COVID-19 fraud scams are sweeping the nation via robocalls, texts, emails, and imposter schemes. As of April 28, 2020, the Federal Trade Commission (FTC) reported 27,820 consumer complaints related just to the virus outbreak, including 15,000 complaints about fraud. (Victims reported losing a median of $541, or a total of $20.4 million.)
Fraudsters have ramped up their attempts to reach out and defraud by using the news headlines to prey upon their victims’ fears of healthcare and economic concerns. Many of the scams reported involve:
- Fake COVID-19 testing sites (Use only approved testing sites affiliated with trusted hospitals and stay away from any sites that advertise “free to Medicare beneficiaries.”)

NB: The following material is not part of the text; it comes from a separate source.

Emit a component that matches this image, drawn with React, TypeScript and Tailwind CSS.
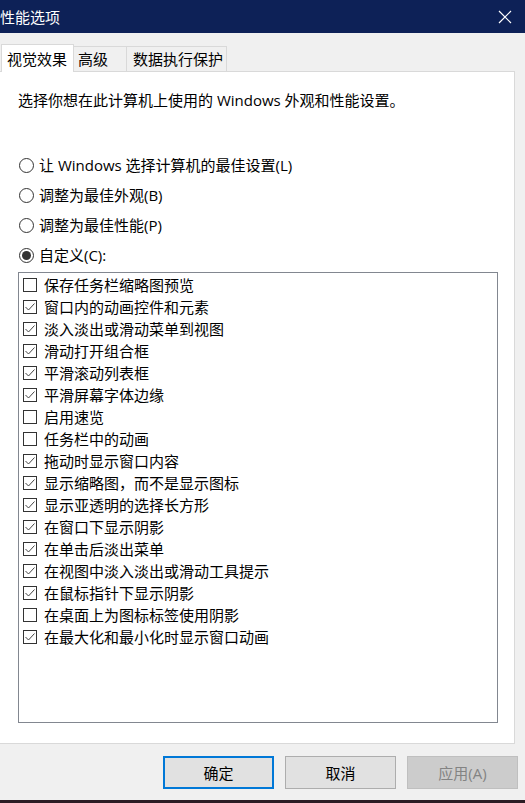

- High demand products like surgical masks, antibacterial gel, or test kits (Fraudsters will offer you a deal, then take your money, but they won’t deliver the product you ordered.)
- “Too good to be true” COVID cures (No cure exists as of now, so beware of phony remedies. When there is a cure, you’ll hear about it from the U.S. Centers for Disease Control and Prevention (CDC) or the World Health Organization (WHO).)\
- Speedy economic-impact payments (Don’t exchange your checking account information or Social Security number for the promise of a faster stimulus check.)
- Quick capital (Look out for impersonators who pose as lenders offering to help you with your bills, your credit card debt, or student loans.)
- Investment recommendations for products that will prevent, detect, or cure COVID-19. (If you buy now, you may be sorry later.)
- Fake websites (Domain names containing the terms “coronavirus” or “Covid-19” claiming they represent government agencies or humanitarian organizations could inject malware on your computer.)
- Emails from purported government or humanitarian organizations (They’re not who they say they are and if you click on any links, you can count on downloading a virus that could infect your computer.)
The best way to avoid falling victim to COVID-19 scams is to follow this advice from the FTC, Federal Communications Commission, and the Securities and Exchange Commission:
- Avoid online offers for coronavirus-related vaccines or cures; they aren’t legitimate.
- Don’t click on links or download files from unexpected emails, even if the email address looks like a company or person you recognize. The same thing goes for text messages and unfamiliar websites.
- Don’t share personal information such as Social Security, Medicare and credit card numbers in response to an unsolicited call, text or email.
- Be wary of fundraising calls or emails seeking money for coronavirus victims or disease research, especially if they pressure you to act fast and request payment by prepaid debit cards or gift cards.
- Ignore phone calls or emails from strangers urging you to invest in a hot new coronavirus stock.
Today’s Fraud of the Day comes from an article, “Coronavirus Scams Spread as Fraudsters Follow the Headlines,” posted on AARP.org on April 28, 2020.
As of April 27, the Federal Trade Commission (FTC) had logged 27,820 consumer complaints related to the outbreak, including nearly 15,000 fraud complaints. Victims have reported losing $20.4 million, with a median loss of $541.
Fraudsters are using the full suite of scam tools — phishing emails and texts, robocalls, impostor schemes and more — and closely following the headlines, adapting their messages and tactics as new medical and economic concerns arise. For example, as coronavirus testing has ramped up in recent weeks, fake testing sites popped up in several states.